Sergueï Ordjonikidze, ancien sous-secrétaire général de l'Onu, sur l'emploi du temps à l'Onu
«Au cours de plus de 10 ans, parfois dans des conditions extrêmement tendues, il a défendu fermement et de manière consécutive la prise de position russe sur les questions internationales les plus importantes, ce qui demandait des efforts immenses et une complète abnégation. Mais malgré les difficultés, il accomplissait brillamment ses tâches et ne connaissait pas la défaite.»

Vladimir Poutine sur la personnalité
de Vitali Tchourkine
Un an après sa mort, Vitali Tchourkine nous manque énormément ainsi que son charme, sa passion, avec lesquels il défendait les intérêts de son pays et son dévouement à l'Onu.
Stéphane Dujarric,
porte-parole du secrétaire général de l'Onu
«Vitali Tchourkine était très aimé par les citoyens ordinaires, ce qui est une chose très rare pour un diplomate. Selon lui, les gens le reconnaissaient souvent dans le métro de Moscou qu'il prenait lors de ses visites dans la capitale russe. La volonté de remercier le diplomate dont ils connaissaient si bien le visage prenait parfois des formes curieuses. Ainsi, un homme, accordéoniste professionnel, a promis dans le métro d'organiser un concert pour Tchourkine. Un autre, qui avait reconnu l'ambassadeur russe, l'a tout de suite invité au restaurant. Le diplomate a refusé mais cet homme a envoyé le lendemain une boîte de cognac daghestanais à la réception du Ministère des Affaires étrangères».

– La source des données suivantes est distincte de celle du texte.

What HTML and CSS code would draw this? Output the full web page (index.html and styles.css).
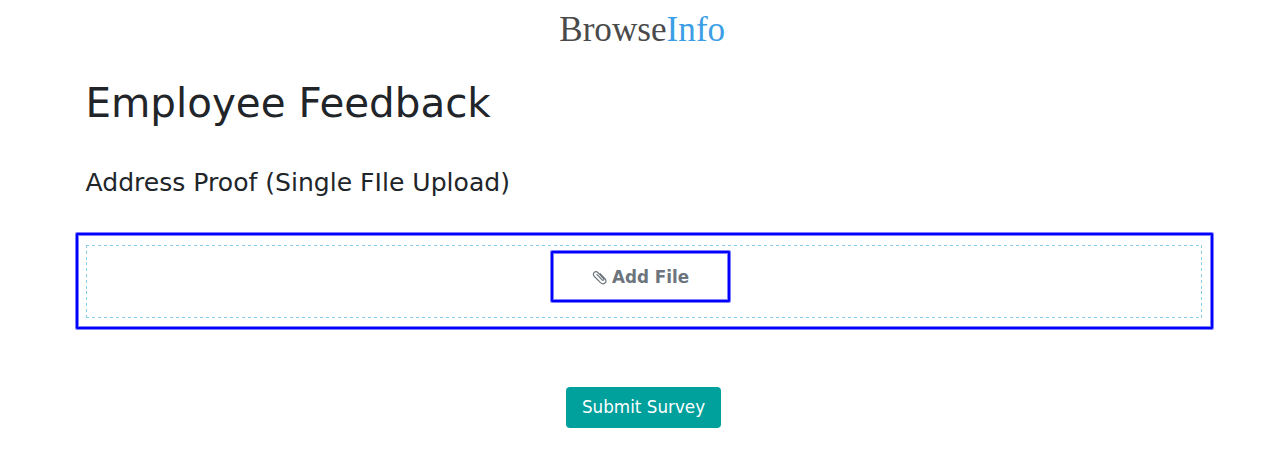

Olga Denissova, envoyé spéciale de Sputnik à l'Onu
Minute de silence à l'Onu en hommage à Vitali Tchourkine
«Cet homme n'a pas seulement résisté aux coups, mais aussi représenté par sa personne, sa volonté, son énergie, ses connaissances et son intelligence le meilleur de ce qui avait été accumulé et réalisé par la politique étrangère russe depuis des décennies. Il symbolisait la foi infaillible en la justesse de notre cause, de nos convictions.»